# Exercise aim:
Report each line of the data that has "styles" somewhere in it.

# Material:
= = = = = = =

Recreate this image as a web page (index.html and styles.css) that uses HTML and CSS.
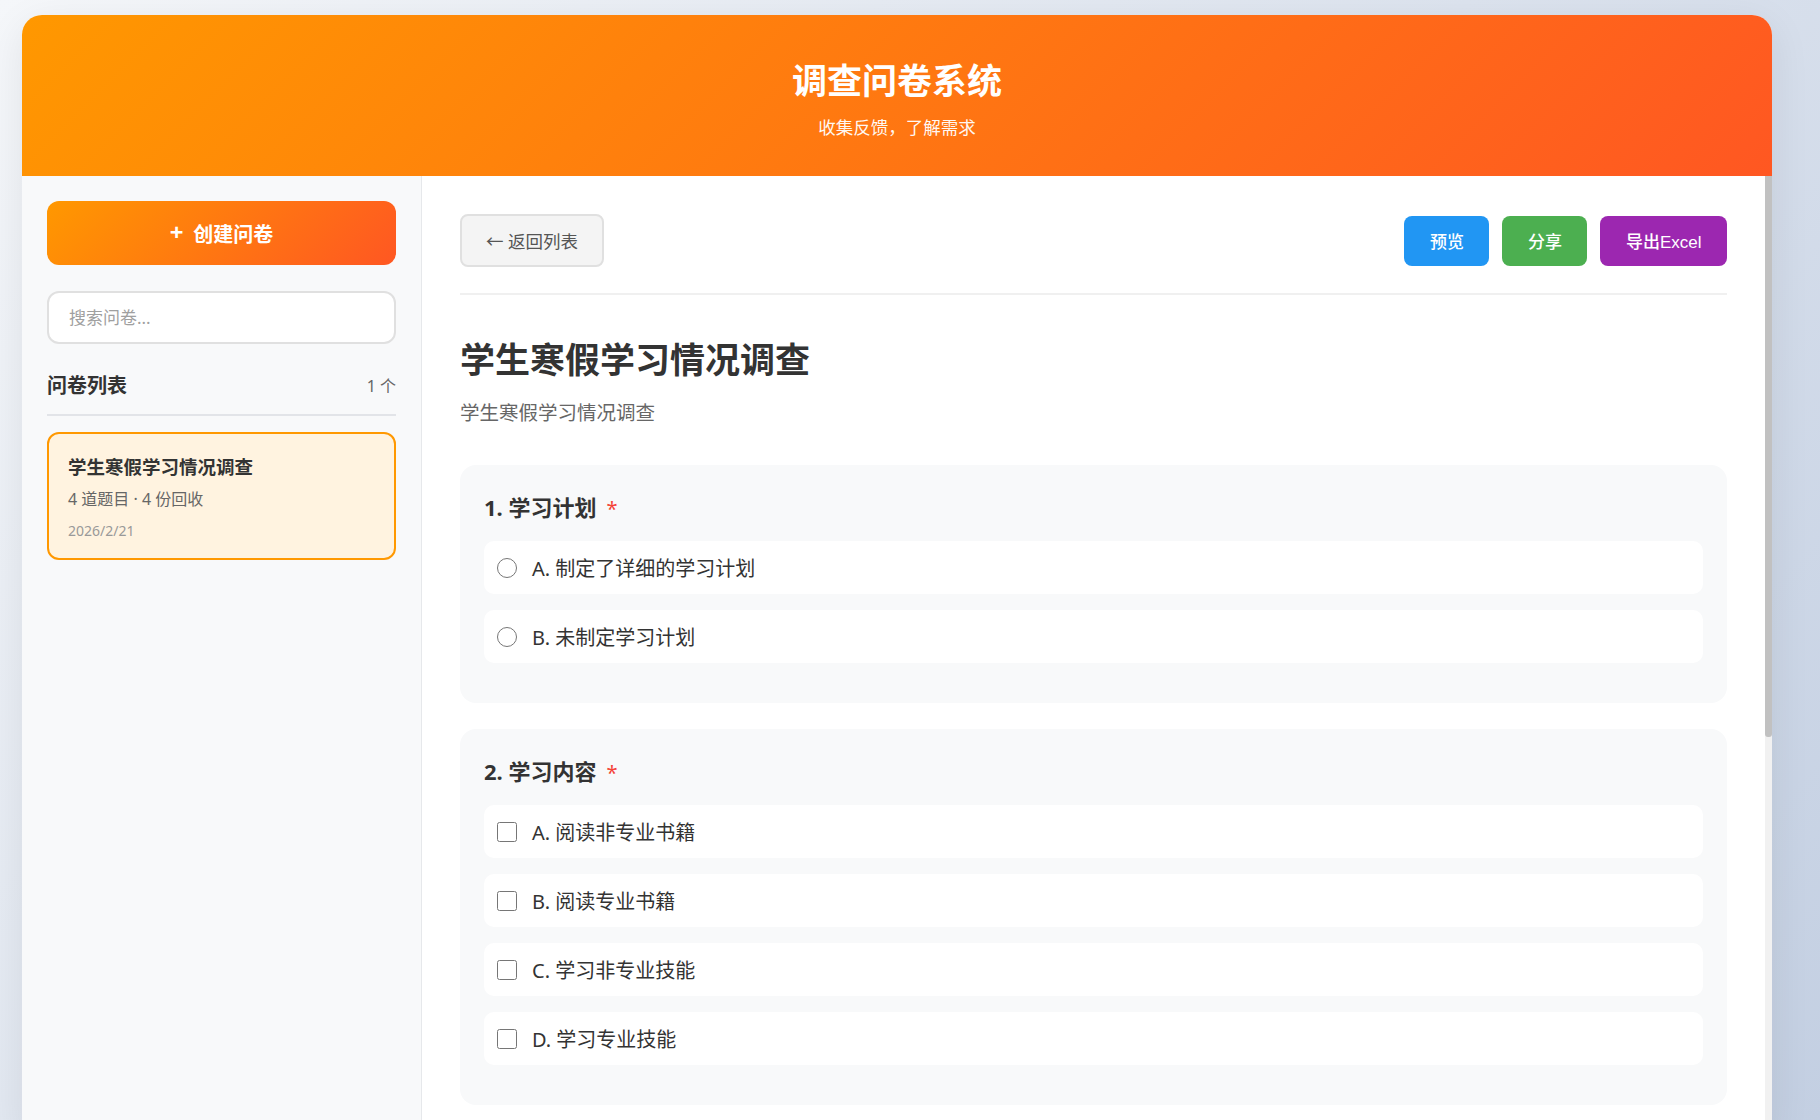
FILE: index.html
```html
<!DOCTYPE html>
<html lang="zh-CN">
<head>
<meta charset="UTF-8">
<title>调查问卷系统</title>
<link rel="stylesheet" href="styles.css">
</head>
<body>
<div class="app">
  <header class="app-header">
    <h1 class="app-title">调查问卷系统</h1>
    <p class="app-subtitle">收集反馈，了解需求</p>
  </header>
  <div class="app-body">
    <aside class="sidebar">
      <button class="create-btn"><span class="plus">+</span>创建问卷</button>
      <input class="search" type="text" placeholder="搜索问卷...">
      <div class="list-head">
        <span class="list-title">问卷列表</span>
        <span class="list-count">1 个</span>
      </div>
      <div class="survey-card">
        <div class="survey-name">学生寒假学习情况调查</div>
        <div class="survey-meta">4 道题目 · 4 份回收</div>
        <div class="survey-date">2026/2/21</div>
      </div>
    </aside>
    <main class="main">
      <div class="toolbar">
        <button class="back-btn">← 返回列表</button>
        <div class="actions">
          <button class="act act-blue">预览</button>
          <button class="act act-green">分享</button>
          <button class="act act-purple">导出Excel</button>
        </div>
      </div>
      <h2 class="survey-title">学生寒假学习情况调查</h2>
      <p class="survey-desc">学生寒假学习情况调查</p>

      <section class="question">
        <div class="q-title">1. 学习计划<span class="req">*</span></div>
        <label class="option"><input type="radio" name="q1"><span>A. 制定了详细的学习计划</span></label>
        <label class="option"><input type="radio" name="q1"><span>B. 未制定学习计划</span></label>
      </section>

      <section class="question">
        <div class="q-title">2. 学习内容<span class="req">*</span></div>
        <label class="option"><input type="checkbox"><span>A. 阅读非专业书籍</span></label>
        <label class="option"><input type="checkbox"><span>B. 阅读专业书籍</span></label>
        <label class="option"><input type="checkbox"><span>C. 学习非专业技能</span></label>
        <label class="option"><input type="checkbox"><span>D. 学习专业技能</span></label>
      </section>
    </main>
    <div class="scroll-track"><div class="scroll-thumb"></div></div>
  </div>
</div>
</body>
</html>
```
FILE: styles.css
```css
* { box-sizing: border-box; }

html, body {
  margin: 0;
  padding: 0;
  height: 100%;
  overflow: hidden;
}

body {
  font-family: "Noto Sans", "Noto Sans CJK SC", sans-serif;
  color: #333;
  background: linear-gradient(135deg, #f5f7fa 0%, #c3cfe2 100%);
}

.app {
  margin: 15px 0 0 22px;
  width: 1750px;
  height: 1125px;
  background: #fff;
  border-radius: 20px;
  overflow: hidden;
  box-shadow: 0 10px 40px rgba(0, 0, 0, 0.08);
  display: flex;
  flex-direction: column;
}

.app-header {
  height: 161px;
  flex: none;
  background: linear-gradient(135deg, #ff9800 0%, #ff5722 100%);
  color: #fff;
  text-align: center;
  padding: 44px 20px 0;
}

.app-title {
  margin: 0;
  font-size: 35px;
  line-height: 44px;
  font-weight: 700;
}

.app-subtitle {
  margin: 12px 0 0;
  font-size: 17.5px;
  line-height: 24px;
  opacity: 0.95;
}

.app-body {
  flex: 1;
  display: flex;
  min-height: 0;
}

/* sidebar */
.sidebar {
  width: 400px;
  flex: none;
  background: #f8f9fa;
  border-right: 1px solid #e6e8eb;
  padding: 25px;
}

.create-btn {
  display: flex;
  align-items: center;
  justify-content: center;
  width: 100%;
  height: 64px;
  border: none;
  border-radius: 12px;
  background: linear-gradient(135deg, #ff9800 0%, #ff5722 100%);
  color: #fff;
  font-family: "Noto Sans", "Noto Sans CJK SC", sans-serif;
  font-size: 20px;
  font-weight: 700;
}

.plus {
  font-size: 24px;
  margin-right: 10px;
  line-height: 1;
  position: relative;
  top: -1px;
}

.search {
  display: block;
  width: 100%;
  height: 53px;
  margin-top: 26px;
  border: 2px solid #e0e0e0;
  border-radius: 12px;
  padding: 0 20px;
  background: #fff;
  font-family: "Noto Sans", "Noto Sans CJK SC", sans-serif;
  font-size: 17px;
  color: #333;
  outline: none;
}

.search::placeholder { color: #a0a0a0; }

.list-head {
  display: flex;
  justify-content: space-between;
  align-items: center;
  margin-top: 26px;
  padding-bottom: 12px;
  border-bottom: 2px solid #e2e4e8;
  line-height: 32px;
}

.list-title {
  font-size: 20px;
  font-weight: 700;
  color: #333;
}

.list-count {
  font-size: 16px;
  color: #666;
}

.survey-card {
  margin-top: 16px;
  background: #fff3e0;
  border: 2px solid #ff9800;
  border-radius: 12px;
  padding: 18px 19px 17px;
}

.survey-name {
  font-size: 18.5px;
  font-weight: 700;
  line-height: 30px;
  color: #333;
  margin-bottom: 5px;
}

.survey-meta {
  font-size: 16px;
  line-height: 24px;
  color: #666;
  margin-bottom: 10px;
}

.survey-date {
  font-size: 14px;
  line-height: 20px;
  color: #999;
}

/* main */
.main {
  flex: 1;
  min-width: 0;
  overflow: hidden;
  padding: 38px;
}

.scroll-track {
  width: 7px;
  flex: none;
  background: #f1f1f1;
}

.scroll-thumb {
  height: 561px;
  background: #c1c1c1;
  border-radius: 0 0 3px 3px;
}

.toolbar {
  display: flex;
  justify-content: space-between;
  align-items: center;
  padding-bottom: 26px;
  border-bottom: 2px solid #f0f0f0;
  margin-bottom: 42px;
}

.back-btn {
  height: 53px;
  padding: 0 24px;
  background: #f4f4f4;
  border: 2px solid #e0e0e0;
  border-radius: 8px;
  color: #555;
  font-family: "Noto Sans", "Noto Sans CJK SC", sans-serif;
  font-size: 17.5px;
}

.actions {
  display: flex;
  gap: 13px;
}

.act {
  height: 50px;
  padding: 0 25.5px;
  border: none;
  border-radius: 8px;
  color: #fff;
  font-family: "Liberation Sans", "Noto Sans CJK SC", sans-serif;
  font-size: 17px;
  font-weight: 500;
}

.act-blue { background: #2196f3; }
.act-green { background: #4caf50; }
.act-purple { background: #9c27b0; }

.survey-title {
  margin: 0 0 17px;
  font-size: 35px;
  line-height: 46px;
  font-weight: 700;
  color: #333;
}

.survey-desc {
  margin: 0 0 39px;
  font-size: 19.5px;
  line-height: 26px;
  color: #666;
}

.question {
  background: #f8f9fa;
  border-radius: 16px;
  padding: 22px 24px 24px;
  margin-bottom: 26px;
}

.q-title {
  font-size: 22px;
  font-weight: 700;
  line-height: 40px;
  color: #333;
  margin-bottom: 12px;
}

.req {
  color: #f44336;
  font-weight: 400;
  font-size: 20px;
  margin-left: 10px;
}

.option {
  display: flex;
  align-items: center;
  gap: 15px;
  height: 53px;
  padding: 0 13px;
  background: #fff;
  border-radius: 10px;
  margin-bottom: 16px;
  font-size: 20px;
  color: #333;
}

.option input {
  width: 20px;
  height: 20px;
  margin: 0;
  flex: none;
}
```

= = = = = = =

# Task answer:
Recreate this image as a web page (index.html and styles.css) that uses HTML and CSS.
<link rel="stylesheet" href="styles.css">
FILE: styles.css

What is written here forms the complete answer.